=== SUPPLIED MATERIAL ===
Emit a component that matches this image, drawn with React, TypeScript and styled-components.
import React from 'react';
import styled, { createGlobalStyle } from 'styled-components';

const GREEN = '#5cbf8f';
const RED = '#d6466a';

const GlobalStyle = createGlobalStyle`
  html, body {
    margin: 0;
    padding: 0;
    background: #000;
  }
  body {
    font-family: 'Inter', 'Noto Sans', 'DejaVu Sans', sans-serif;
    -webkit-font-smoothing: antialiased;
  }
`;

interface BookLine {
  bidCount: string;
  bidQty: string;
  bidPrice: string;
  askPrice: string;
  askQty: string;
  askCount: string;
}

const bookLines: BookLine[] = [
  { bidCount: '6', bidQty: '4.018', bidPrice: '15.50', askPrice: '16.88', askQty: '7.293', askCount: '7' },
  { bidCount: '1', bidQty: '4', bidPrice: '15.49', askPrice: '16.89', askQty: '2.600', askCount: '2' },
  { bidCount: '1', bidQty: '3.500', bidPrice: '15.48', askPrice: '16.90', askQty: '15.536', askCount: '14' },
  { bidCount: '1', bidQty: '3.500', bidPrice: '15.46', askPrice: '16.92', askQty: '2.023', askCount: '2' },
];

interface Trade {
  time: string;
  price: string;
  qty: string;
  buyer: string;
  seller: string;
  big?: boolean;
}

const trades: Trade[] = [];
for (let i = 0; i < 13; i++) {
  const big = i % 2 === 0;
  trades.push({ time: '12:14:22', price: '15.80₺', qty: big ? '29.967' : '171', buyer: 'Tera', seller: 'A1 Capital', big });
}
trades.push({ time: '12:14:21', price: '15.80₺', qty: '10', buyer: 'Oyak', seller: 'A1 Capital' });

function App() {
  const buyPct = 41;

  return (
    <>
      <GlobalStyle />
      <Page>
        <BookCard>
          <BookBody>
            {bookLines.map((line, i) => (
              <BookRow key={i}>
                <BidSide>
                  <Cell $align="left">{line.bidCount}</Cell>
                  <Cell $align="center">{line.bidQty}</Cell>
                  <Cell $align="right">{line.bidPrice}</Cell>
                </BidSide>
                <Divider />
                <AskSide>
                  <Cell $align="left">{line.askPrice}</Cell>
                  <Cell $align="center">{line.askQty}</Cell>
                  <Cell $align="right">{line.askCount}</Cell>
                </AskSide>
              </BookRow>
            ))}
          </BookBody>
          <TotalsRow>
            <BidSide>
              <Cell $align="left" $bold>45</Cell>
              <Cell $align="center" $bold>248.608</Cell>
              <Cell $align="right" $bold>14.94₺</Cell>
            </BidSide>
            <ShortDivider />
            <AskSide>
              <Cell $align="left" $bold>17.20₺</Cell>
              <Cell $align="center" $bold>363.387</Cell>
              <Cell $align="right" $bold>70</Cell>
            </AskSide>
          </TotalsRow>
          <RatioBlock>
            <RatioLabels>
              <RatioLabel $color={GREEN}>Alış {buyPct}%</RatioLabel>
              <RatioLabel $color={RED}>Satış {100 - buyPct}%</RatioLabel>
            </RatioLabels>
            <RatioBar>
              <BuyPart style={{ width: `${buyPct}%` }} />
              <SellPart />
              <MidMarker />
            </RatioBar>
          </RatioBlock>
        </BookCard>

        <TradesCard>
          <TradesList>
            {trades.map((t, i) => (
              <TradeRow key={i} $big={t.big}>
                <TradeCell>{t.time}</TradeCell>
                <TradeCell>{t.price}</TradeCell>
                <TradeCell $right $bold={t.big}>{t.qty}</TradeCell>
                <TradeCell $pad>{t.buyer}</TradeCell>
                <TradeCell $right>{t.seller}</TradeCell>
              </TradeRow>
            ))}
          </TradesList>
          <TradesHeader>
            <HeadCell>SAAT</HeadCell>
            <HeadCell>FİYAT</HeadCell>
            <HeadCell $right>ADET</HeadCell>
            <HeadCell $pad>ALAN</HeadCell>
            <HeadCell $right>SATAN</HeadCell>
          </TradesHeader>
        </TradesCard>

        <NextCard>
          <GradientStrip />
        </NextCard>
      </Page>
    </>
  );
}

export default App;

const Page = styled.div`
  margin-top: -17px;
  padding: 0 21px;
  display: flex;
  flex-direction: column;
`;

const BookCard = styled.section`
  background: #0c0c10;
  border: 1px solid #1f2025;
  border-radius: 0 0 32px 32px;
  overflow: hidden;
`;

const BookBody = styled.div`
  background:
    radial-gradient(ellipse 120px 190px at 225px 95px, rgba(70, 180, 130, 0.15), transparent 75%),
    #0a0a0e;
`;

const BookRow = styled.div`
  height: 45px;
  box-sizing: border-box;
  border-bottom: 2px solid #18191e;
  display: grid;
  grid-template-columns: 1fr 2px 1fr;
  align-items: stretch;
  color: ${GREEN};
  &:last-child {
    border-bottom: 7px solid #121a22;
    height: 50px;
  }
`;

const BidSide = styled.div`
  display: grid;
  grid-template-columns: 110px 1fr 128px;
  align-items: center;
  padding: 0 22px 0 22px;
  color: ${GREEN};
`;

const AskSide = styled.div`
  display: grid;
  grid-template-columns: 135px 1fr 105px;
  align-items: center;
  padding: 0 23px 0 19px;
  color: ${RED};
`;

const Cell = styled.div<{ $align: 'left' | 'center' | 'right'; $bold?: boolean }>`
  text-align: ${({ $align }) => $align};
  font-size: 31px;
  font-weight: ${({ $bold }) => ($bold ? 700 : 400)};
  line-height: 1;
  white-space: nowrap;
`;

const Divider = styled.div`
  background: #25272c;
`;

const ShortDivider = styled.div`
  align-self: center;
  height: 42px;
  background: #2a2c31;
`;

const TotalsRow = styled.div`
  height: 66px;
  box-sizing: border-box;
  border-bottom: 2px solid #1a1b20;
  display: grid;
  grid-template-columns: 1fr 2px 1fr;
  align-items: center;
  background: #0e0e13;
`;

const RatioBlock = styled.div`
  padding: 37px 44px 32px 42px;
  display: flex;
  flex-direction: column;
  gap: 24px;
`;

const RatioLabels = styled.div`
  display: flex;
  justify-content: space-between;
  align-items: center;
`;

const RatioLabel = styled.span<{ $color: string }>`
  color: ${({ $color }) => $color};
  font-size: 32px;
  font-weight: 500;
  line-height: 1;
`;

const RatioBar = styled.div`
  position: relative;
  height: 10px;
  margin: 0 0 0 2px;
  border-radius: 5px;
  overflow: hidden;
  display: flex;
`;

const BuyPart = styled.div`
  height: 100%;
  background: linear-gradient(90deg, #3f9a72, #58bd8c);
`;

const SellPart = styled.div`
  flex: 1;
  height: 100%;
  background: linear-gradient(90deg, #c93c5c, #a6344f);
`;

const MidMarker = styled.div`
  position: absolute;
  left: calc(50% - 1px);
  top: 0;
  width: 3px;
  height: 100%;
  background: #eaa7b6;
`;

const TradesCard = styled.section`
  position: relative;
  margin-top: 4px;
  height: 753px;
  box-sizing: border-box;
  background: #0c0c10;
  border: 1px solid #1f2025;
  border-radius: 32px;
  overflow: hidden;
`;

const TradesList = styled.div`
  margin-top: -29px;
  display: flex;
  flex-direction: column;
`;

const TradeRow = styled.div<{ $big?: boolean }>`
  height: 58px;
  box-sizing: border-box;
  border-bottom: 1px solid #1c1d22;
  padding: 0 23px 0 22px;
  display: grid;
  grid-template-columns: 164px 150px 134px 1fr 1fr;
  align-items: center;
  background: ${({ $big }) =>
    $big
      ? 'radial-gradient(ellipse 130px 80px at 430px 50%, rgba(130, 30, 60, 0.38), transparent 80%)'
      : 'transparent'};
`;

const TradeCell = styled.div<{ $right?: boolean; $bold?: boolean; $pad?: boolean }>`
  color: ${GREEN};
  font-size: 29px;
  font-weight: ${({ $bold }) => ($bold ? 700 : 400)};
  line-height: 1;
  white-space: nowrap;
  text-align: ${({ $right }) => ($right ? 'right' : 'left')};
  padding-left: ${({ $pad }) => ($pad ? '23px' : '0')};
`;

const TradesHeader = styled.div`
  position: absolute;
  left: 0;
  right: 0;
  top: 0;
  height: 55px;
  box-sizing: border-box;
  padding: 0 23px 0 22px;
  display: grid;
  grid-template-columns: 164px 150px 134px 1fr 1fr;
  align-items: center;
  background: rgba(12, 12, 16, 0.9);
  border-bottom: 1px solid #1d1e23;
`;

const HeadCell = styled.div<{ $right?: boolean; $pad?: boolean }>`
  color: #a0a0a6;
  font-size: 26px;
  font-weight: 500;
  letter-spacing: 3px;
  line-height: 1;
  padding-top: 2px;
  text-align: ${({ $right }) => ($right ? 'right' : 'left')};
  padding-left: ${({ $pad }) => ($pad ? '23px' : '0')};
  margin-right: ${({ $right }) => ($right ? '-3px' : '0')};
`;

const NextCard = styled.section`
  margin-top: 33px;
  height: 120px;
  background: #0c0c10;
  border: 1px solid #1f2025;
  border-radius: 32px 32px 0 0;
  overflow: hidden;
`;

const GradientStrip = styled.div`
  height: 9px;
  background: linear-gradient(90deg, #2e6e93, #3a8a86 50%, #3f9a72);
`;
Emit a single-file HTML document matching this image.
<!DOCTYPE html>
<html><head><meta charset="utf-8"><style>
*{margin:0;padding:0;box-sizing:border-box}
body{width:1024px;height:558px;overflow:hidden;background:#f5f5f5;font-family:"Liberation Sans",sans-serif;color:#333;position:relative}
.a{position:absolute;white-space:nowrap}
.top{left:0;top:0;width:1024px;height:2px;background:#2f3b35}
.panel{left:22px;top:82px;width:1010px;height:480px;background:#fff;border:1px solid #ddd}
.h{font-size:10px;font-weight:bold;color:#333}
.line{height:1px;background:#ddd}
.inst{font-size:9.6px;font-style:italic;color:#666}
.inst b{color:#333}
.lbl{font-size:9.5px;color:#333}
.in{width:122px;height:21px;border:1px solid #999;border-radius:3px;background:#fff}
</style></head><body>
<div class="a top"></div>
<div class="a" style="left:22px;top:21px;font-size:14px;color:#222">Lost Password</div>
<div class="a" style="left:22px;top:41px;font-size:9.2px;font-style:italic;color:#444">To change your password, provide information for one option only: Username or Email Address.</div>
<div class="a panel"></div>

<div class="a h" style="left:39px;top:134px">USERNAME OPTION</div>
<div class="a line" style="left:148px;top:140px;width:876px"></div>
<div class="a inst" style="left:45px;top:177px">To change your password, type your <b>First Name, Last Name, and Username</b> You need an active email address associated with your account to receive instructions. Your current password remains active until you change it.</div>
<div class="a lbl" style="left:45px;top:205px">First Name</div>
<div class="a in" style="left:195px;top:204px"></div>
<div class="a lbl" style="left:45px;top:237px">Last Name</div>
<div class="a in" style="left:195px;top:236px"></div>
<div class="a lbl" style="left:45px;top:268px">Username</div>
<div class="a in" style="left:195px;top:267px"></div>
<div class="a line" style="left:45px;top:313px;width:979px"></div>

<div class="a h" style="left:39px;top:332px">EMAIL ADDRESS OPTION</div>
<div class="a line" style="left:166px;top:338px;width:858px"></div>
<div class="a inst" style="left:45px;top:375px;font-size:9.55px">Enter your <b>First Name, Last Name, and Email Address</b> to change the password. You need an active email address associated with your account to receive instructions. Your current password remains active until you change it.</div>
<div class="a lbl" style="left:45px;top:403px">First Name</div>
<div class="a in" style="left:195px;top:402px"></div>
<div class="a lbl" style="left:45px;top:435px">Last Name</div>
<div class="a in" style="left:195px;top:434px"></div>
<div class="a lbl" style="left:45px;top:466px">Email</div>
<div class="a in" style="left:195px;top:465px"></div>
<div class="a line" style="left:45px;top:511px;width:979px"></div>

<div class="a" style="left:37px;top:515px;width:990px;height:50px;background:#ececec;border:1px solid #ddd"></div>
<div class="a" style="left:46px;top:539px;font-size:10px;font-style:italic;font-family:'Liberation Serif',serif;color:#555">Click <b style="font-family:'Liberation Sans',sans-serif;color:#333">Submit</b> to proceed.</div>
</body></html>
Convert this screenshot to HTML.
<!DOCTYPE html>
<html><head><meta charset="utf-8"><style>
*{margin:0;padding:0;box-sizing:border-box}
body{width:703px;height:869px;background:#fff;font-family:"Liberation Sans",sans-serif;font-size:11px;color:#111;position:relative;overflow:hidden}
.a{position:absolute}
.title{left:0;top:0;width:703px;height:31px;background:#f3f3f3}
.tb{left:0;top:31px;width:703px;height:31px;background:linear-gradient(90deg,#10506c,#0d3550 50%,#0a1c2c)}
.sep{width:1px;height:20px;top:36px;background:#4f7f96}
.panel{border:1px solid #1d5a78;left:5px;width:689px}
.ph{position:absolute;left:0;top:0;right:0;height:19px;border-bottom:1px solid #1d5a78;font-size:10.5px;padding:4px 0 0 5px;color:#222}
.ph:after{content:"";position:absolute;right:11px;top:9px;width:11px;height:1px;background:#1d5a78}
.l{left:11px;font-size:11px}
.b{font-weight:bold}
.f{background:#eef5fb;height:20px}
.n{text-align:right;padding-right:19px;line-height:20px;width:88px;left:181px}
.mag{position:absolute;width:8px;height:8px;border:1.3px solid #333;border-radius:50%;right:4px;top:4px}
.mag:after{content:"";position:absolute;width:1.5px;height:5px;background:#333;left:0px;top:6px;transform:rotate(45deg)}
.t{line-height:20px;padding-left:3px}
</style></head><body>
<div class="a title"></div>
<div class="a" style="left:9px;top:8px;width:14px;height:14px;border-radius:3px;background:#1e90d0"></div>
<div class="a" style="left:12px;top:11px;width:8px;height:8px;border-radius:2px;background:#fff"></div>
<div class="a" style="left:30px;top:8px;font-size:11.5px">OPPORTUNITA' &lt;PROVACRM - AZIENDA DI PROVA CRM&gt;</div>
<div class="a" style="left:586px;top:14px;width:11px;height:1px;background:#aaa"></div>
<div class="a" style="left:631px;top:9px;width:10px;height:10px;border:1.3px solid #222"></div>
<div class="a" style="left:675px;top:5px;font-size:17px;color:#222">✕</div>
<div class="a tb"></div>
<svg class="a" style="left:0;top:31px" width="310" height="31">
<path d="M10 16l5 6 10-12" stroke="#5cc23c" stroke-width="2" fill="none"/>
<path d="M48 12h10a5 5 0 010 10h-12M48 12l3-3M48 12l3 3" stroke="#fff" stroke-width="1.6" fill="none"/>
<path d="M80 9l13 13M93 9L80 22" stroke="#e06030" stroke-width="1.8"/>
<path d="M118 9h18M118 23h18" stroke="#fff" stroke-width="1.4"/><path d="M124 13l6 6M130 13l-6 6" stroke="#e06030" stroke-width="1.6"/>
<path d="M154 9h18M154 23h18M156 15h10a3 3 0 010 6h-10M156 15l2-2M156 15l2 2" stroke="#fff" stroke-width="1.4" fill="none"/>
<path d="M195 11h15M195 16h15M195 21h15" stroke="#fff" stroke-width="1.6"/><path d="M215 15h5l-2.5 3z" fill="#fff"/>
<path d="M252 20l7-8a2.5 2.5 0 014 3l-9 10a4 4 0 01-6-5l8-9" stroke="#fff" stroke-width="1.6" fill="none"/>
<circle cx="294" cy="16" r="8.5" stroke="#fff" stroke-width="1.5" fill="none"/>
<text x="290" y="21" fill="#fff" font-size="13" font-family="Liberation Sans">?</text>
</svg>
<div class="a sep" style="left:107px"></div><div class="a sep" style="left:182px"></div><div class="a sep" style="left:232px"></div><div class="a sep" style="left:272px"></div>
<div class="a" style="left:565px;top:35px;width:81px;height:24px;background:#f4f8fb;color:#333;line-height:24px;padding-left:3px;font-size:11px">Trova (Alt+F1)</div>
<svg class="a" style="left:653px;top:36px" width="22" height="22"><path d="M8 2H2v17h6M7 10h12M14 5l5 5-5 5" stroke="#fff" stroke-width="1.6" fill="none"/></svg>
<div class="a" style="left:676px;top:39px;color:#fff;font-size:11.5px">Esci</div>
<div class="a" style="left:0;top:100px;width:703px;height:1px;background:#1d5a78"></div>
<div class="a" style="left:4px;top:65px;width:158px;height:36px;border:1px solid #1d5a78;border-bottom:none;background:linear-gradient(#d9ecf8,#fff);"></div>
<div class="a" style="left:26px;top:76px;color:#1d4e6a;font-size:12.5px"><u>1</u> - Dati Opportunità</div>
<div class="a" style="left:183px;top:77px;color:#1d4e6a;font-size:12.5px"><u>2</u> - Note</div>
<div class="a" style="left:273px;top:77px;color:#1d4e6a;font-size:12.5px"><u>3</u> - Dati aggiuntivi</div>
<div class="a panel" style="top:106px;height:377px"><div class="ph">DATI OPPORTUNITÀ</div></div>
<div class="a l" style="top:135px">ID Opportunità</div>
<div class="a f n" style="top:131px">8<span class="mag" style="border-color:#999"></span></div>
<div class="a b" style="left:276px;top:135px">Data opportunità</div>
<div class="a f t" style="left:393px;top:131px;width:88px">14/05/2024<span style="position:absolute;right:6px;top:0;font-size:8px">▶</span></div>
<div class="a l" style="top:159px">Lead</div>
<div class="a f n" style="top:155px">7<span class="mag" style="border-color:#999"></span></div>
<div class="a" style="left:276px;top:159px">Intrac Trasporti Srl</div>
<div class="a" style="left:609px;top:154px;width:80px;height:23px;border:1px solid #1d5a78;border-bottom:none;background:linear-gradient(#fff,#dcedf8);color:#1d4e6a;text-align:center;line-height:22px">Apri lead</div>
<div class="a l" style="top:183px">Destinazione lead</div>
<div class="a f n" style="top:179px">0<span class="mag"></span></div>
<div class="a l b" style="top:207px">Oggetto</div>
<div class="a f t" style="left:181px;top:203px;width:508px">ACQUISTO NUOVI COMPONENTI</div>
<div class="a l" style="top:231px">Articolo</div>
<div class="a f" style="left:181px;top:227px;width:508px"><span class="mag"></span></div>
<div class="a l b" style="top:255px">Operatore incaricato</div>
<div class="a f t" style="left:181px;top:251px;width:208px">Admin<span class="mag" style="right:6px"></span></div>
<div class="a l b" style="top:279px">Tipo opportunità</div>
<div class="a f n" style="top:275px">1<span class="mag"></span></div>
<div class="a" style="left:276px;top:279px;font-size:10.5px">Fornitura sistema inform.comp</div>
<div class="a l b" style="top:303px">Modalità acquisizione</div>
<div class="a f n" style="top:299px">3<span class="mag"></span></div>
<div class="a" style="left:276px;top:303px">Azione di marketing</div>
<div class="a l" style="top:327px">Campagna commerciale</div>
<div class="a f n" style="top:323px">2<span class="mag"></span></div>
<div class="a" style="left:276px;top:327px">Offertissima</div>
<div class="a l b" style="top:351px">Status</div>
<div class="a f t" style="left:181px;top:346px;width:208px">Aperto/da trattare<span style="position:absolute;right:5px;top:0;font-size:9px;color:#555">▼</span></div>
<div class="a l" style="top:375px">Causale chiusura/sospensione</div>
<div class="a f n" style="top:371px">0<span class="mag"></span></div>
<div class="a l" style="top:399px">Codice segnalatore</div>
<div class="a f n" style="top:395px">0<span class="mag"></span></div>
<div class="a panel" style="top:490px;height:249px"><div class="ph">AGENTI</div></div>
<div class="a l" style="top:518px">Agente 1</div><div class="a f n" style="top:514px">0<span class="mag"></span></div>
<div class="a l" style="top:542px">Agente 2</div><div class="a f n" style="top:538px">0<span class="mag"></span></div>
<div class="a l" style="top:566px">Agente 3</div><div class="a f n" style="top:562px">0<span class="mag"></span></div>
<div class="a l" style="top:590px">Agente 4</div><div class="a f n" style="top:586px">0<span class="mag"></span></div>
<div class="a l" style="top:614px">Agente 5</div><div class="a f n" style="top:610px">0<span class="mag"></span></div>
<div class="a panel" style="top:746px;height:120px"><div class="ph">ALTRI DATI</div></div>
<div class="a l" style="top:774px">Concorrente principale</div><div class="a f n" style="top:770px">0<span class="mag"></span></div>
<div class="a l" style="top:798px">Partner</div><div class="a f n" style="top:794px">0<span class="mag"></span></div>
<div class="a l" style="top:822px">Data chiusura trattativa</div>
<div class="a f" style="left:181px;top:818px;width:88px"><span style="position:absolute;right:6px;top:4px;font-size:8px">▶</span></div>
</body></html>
===
- _WORK TO COMPLETE_: What is needed is an exact copy of the lines from the start of the listing through the line where "const buyPct = 41;" sits, please, both end lines included and nothing more.

- _FULL OUTPUT_:
Emit a component that matches this image, drawn with React, TypeScript and styled-components.
import React from 'react';
import styled, { createGlobalStyle } from 'styled-components';

const GREEN = '#5cbf8f';
const RED = '#d6466a';

const GlobalStyle = createGlobalStyle`
  html, body {
    margin: 0;
    padding: 0;
    background: #000;
  }
  body {
    font-family: 'Inter', 'Noto Sans', 'DejaVu Sans', sans-serif;
    -webkit-font-smoothing: antialiased;
  }
`;

interface BookLine {
  bidCount: string;
  bidQty: string;
  bidPrice: string;
  askPrice: string;
  askQty: string;
  askCount: string;
}

const bookLines: BookLine[] = [
  { bidCount: '6', bidQty: '4.018', bidPrice: '15.50', askPrice: '16.88', askQty: '7.293', askCount: '7' },
  { bidCount: '1', bidQty: '4', bidPrice: '15.49', askPrice: '16.89', askQty: '2.600', askCount: '2' },
  { bidCount: '1', bidQty: '3.500', bidPrice: '15.48', askPrice: '16.90', askQty: '15.536', askCount: '14' },
  { bidCount: '1', bidQty: '3.500', bidPrice: '15.46', askPrice: '16.92', askQty: '2.023', askCount: '2' },
];

interface Trade {
  time: string;
  price: string;
  qty: string;
  buyer: string;
  seller: string;
  big?: boolean;
}

const trades: Trade[] = [];
for (let i = 0; i < 13; i++) {
  const big = i % 2 === 0;
  trades.push({ time: '12:14:22', price: '15.80₺', qty: big ? '29.967' : '171', buyer: 'Tera', seller: 'A1 Capital', big });
}
trades.push({ time: '12:14:21', price: '15.80₺', qty: '10', buyer: 'Oyak', seller: 'A1 Capital' });

function App() {
  const buyPct = 41;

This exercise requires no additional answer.